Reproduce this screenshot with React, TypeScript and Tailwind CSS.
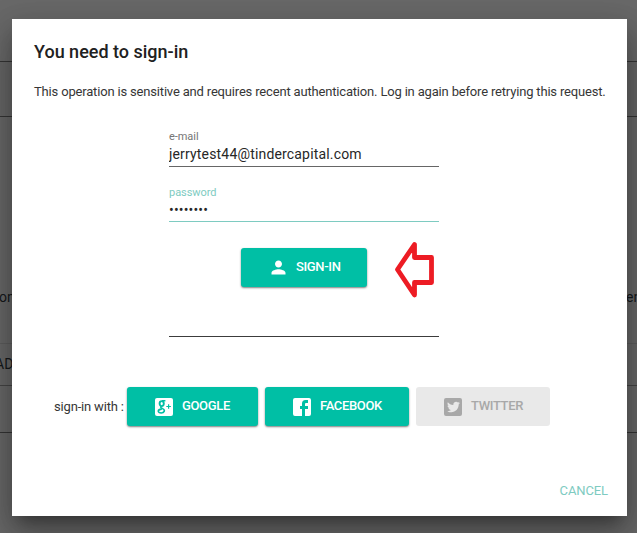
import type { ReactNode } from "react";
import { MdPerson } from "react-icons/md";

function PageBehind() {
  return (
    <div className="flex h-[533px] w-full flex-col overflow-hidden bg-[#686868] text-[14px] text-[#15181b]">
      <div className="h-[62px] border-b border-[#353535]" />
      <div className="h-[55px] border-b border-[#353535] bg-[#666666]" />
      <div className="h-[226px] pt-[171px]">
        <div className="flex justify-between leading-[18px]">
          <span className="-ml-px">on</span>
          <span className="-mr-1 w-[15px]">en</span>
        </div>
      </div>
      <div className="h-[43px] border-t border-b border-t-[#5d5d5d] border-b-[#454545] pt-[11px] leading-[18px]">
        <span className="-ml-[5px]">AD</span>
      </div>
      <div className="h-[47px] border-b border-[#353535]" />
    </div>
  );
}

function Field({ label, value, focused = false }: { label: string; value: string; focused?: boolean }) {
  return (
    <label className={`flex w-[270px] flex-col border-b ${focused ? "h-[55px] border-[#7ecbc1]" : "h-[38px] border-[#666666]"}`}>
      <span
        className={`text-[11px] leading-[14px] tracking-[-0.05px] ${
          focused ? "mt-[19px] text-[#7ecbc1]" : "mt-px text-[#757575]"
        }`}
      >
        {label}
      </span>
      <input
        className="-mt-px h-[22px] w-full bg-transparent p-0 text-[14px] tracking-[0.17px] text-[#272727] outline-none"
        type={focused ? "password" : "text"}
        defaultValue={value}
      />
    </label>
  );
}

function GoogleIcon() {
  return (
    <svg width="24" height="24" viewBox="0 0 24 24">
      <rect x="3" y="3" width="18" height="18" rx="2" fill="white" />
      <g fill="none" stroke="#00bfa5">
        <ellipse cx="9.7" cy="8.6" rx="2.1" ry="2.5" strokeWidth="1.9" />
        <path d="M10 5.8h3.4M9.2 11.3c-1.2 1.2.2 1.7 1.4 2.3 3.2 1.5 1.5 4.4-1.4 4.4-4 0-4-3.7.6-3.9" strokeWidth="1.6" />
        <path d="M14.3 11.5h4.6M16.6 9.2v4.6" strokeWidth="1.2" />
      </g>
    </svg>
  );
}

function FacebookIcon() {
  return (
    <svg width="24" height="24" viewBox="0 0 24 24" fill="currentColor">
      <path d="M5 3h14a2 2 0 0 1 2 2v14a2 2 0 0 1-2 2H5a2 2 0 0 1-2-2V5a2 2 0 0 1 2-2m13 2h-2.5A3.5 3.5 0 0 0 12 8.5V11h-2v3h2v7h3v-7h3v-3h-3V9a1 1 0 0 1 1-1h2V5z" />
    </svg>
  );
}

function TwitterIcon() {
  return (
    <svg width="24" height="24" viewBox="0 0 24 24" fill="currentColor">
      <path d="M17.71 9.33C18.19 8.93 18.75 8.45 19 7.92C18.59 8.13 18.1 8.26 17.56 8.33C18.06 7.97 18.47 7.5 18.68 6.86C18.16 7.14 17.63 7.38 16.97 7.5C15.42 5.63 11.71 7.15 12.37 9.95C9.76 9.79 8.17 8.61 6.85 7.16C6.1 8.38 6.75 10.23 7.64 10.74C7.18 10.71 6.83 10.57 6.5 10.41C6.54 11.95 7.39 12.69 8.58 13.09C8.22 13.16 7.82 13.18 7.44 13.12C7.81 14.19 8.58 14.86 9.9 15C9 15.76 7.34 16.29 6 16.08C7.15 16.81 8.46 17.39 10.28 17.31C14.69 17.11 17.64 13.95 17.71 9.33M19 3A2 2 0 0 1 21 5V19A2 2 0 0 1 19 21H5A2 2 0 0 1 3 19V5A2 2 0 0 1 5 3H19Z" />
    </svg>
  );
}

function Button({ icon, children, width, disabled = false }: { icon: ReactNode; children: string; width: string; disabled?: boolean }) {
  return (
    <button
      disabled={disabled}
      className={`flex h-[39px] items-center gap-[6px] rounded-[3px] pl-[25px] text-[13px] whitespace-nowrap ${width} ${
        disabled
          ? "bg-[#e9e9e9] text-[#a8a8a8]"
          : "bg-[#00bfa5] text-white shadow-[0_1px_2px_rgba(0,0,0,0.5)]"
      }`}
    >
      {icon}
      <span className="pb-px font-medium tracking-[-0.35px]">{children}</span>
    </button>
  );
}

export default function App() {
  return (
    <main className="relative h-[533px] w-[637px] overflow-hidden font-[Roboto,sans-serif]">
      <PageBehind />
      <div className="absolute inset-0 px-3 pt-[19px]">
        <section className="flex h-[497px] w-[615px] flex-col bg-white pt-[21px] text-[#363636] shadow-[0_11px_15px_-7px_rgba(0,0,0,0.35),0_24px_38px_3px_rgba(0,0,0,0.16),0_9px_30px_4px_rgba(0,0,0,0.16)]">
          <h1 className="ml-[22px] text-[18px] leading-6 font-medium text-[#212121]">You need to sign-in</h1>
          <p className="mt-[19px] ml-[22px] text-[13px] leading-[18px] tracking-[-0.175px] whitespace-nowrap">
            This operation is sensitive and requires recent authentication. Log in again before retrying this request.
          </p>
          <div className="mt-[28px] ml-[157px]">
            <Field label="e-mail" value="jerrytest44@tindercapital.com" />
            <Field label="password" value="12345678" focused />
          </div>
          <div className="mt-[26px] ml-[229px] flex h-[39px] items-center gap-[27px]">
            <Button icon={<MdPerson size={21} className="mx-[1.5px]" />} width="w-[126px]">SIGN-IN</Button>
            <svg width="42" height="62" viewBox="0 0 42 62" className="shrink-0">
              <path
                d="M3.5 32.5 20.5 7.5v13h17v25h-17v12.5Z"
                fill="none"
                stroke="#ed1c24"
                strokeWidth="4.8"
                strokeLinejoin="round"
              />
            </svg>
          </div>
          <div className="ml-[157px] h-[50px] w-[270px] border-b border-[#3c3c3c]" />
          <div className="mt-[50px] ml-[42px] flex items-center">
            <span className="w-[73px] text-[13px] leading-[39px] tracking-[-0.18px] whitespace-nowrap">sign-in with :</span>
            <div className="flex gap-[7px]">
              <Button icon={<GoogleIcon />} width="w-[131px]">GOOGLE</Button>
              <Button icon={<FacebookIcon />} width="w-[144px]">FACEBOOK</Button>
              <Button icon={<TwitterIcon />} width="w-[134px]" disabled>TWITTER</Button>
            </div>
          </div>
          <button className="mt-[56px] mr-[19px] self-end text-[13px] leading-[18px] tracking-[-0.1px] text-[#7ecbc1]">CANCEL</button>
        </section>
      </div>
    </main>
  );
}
◇ ◇ ◇ ◇ ◇
◆ **Goal**
All the lines above are to be given again exactly as they read, with the pictures removed.

◆ **Result**
Reproduce this screenshot with React, TypeScript and Tailwind CSS.
import type { ReactNode } from "react";
import { MdPerson } from "react-icons/md";

function PageBehind() {
  return (
    <div className="flex h-[533px] w-full flex-col overflow-hidden bg-[#686868] text-[14px] text-[#15181b]">
      <div className="h-[62px] border-b border-[#353535]" />
      <div className="h-[55px] border-b border-[#353535] bg-[#666666]" />
      <div className="h-[226px] pt-[171px]">
        <div className="flex justify-between leading-[18px]">
          <span className="-ml-px">on</span>
          <span className="-mr-1 w-[15px]">en</span>
        </div>
      </div>
      <div className="h-[43px] border-t border-b border-t-[#5d5d5d] border-b-[#454545] pt-[11px] leading-[18px]">
        <span className="-ml-[5px]">AD</span>
      </div>
      <div className="h-[47px] border-b border-[#353535]" />
    </div>
  );
}

function Field({ label, value, focused = false }: { label: string; value: string; focused?: boolean }) {
  return (
    <label className={`flex w-[270px] flex-col border-b ${focused ? "h-[55px] border-[#7ecbc1]" : "h-[38px] border-[#666666]"}`}>
      <span
        className={`text-[11px] leading-[14px] tracking-[-0.05px] ${
          focused ? "mt-[19px] text-[#7ecbc1]" : "mt-px text-[#757575]"
        }`}
      >
        {label}
      </span>
      <input
        className="-mt-px h-[22px] w-full bg-transparent p-0 text-[14px] tracking-[0.17px] text-[#272727] outline-none"
        type={focused ? "password" : "text"}
        defaultValue={value}
      />
    </label>
  );
}

function GoogleIcon() {
  return (
    <svg width="24" height="24" viewBox="0 0 24 24">
      <rect x="3" y="3" width="18" height="18" rx="2" fill="white" />
      <g fill="none" stroke="#00bfa5">
        <ellipse cx="9.7" cy="8.6" rx="2.1" ry="2.5" strokeWidth="1.9" />
        <path d="M10 5.8h3.4M9.2 11.3c-1.2 1.2.2 1.7 1.4 2.3 3.2 1.5 1.5 4.4-1.4 4.4-4 0-4-3.7.6-3.9" strokeWidth="1.6" />
        <path d="M14.3 11.5h4.6M16.6 9.2v4.6" strokeWidth="1.2" />
      </g>
    </svg>
  );
}

function FacebookIcon() {
  return (
    <svg width="24" height="24" viewBox="0 0 24 24" fill="currentColor">
      <path d="M5 3h14a2 2 0 0 1 2 2v14a2 2 0 0 1-2 2H5a2 2 0 0 1-2-2V5a2 2 0 0 1 2-2m13 2h-2.5A3.5 3.5 0 0 0 12 8.5V11h-2v3h2v7h3v-7h3v-3h-3V9a1 1 0 0 1 1-1h2V5z" />
    </svg>
  );
}

function TwitterIcon() {
  return (
    <svg width="24" height="24" viewBox="0 0 24 24" fill="currentColor">
      <path d="M17.71 9.33C18.19 8.93 18.75 8.45 19 7.92C18.59 8.13 18.1 8.26 17.56 8.33C18.06 7.97 18.47 7.5 18.68 6.86C18.16 7.14 17.63 7.38 16.97 7.5C15.42 5.63 11.71 7.15 12.37 9.95C9.76 9.79 8.17 8.61 6.85 7.16C6.1 8.38 6.75 10.23 7.64 10.74C7.18 10.71 6.83 10.57 6.5 10.41C6.54 11.95 7.39 12.69 8.58 13.09C8.22 13.16 7.82 13.18 7.44 13.12C7.81 14.19 8.58 14.86 9.9 15C9 15.76 7.34 16.29 6 16.08C7.15 16.81 8.46 17.39 10.28 17.31C14.69 17.11 17.64 13.95 17.71 9.33M19 3A2 2 0 0 1 21 5V19A2 2 0 0 1 19 21H5A2 2 0 0 1 3 19V5A2 2 0 0 1 5 3H19Z" />
    </svg>
  );
}

function Button({ icon, children, width, disabled = false }: { icon: ReactNode; children: string; width: string; disabled?: boolean }) {
  return (
    <button
      disabled={disabled}
      className={`flex h-[39px] items-center gap-[6px] rounded-[3px] pl-[25px] text-[13px] whitespace-nowrap ${width} ${
        disabled
          ? "bg-[#e9e9e9] text-[#a8a8a8]"
          : "bg-[#00bfa5] text-white shadow-[0_1px_2px_rgba(0,0,0,0.5)]"
      }`}
    >
      {icon}
      <span className="pb-px font-medium tracking-[-0.35px]">{children}</span>
    </button>
  );
}

export default function App() {
  return (
    <main className="relative h-[533px] w-[637px] overflow-hidden font-[Roboto,sans-serif]">
      <PageBehind />
      <div className="absolute inset-0 px-3 pt-[19px]">
        <section className="flex h-[497px] w-[615px] flex-col bg-white pt-[21px] text-[#363636] shadow-[0_11px_15px_-7px_rgba(0,0,0,0.35),0_24px_38px_3px_rgba(0,0,0,0.16),0_9px_30px_4px_rgba(0,0,0,0.16)]">
          <h1 className="ml-[22px] text-[18px] leading-6 font-medium text-[#212121]">You need to sign-in</h1>
          <p className="mt-[19px] ml-[22px] text-[13px] leading-[18px] tracking-[-0.175px] whitespace-nowrap">
            This operation is sensitive and requires recent authentication. Log in again before retrying this request.
          </p>
          <div className="mt-[28px] ml-[157px]">
            <Field label="e-mail" value="jerrytest44@tindercapital.com" />
            <Field label="password" value="12345678" focused />
          </div>
          <div className="mt-[26px] ml-[229px] flex h-[39px] items-center gap-[27px]">
            <Button icon={<MdPerson size={21} className="mx-[1.5px]" />} width="w-[126px]">SIGN-IN</Button>
            <svg width="42" height="62" viewBox="0 0 42 62" className="shrink-0">
              <path
                d="M3.5 32.5 20.5 7.5v13h17v25h-17v12.5Z"
                fill="none"
                stroke="#ed1c24"
                strokeWidth="4.8"
                strokeLinejoin="round"
              />
            </svg>
          </div>
          <div className="ml-[157px] h-[50px] w-[270px] border-b border-[#3c3c3c]" />
          <div className="mt-[50px] ml-[42px] flex items-center">
            <span className="w-[73px] text-[13px] leading-[39px] tracking-[-0.18px] whitespace-nowrap">sign-in with :</span>
            <div className="flex gap-[7px]">
              <Button icon={<GoogleIcon />} width="w-[131px]">GOOGLE</Button>
              <Button icon={<FacebookIcon />} width="w-[144px]">FACEBOOK</Button>
              <Button icon={<TwitterIcon />} width="w-[134px]" disabled>TWITTER</Button>
            </div>
          </div>
          <button className="mt-[56px] mr-[19px] self-end text-[13px] leading-[18px] tracking-[-0.1px] text-[#7ecbc1]">CANCEL</button>
        </section>
      </div>
    </main>
  );
}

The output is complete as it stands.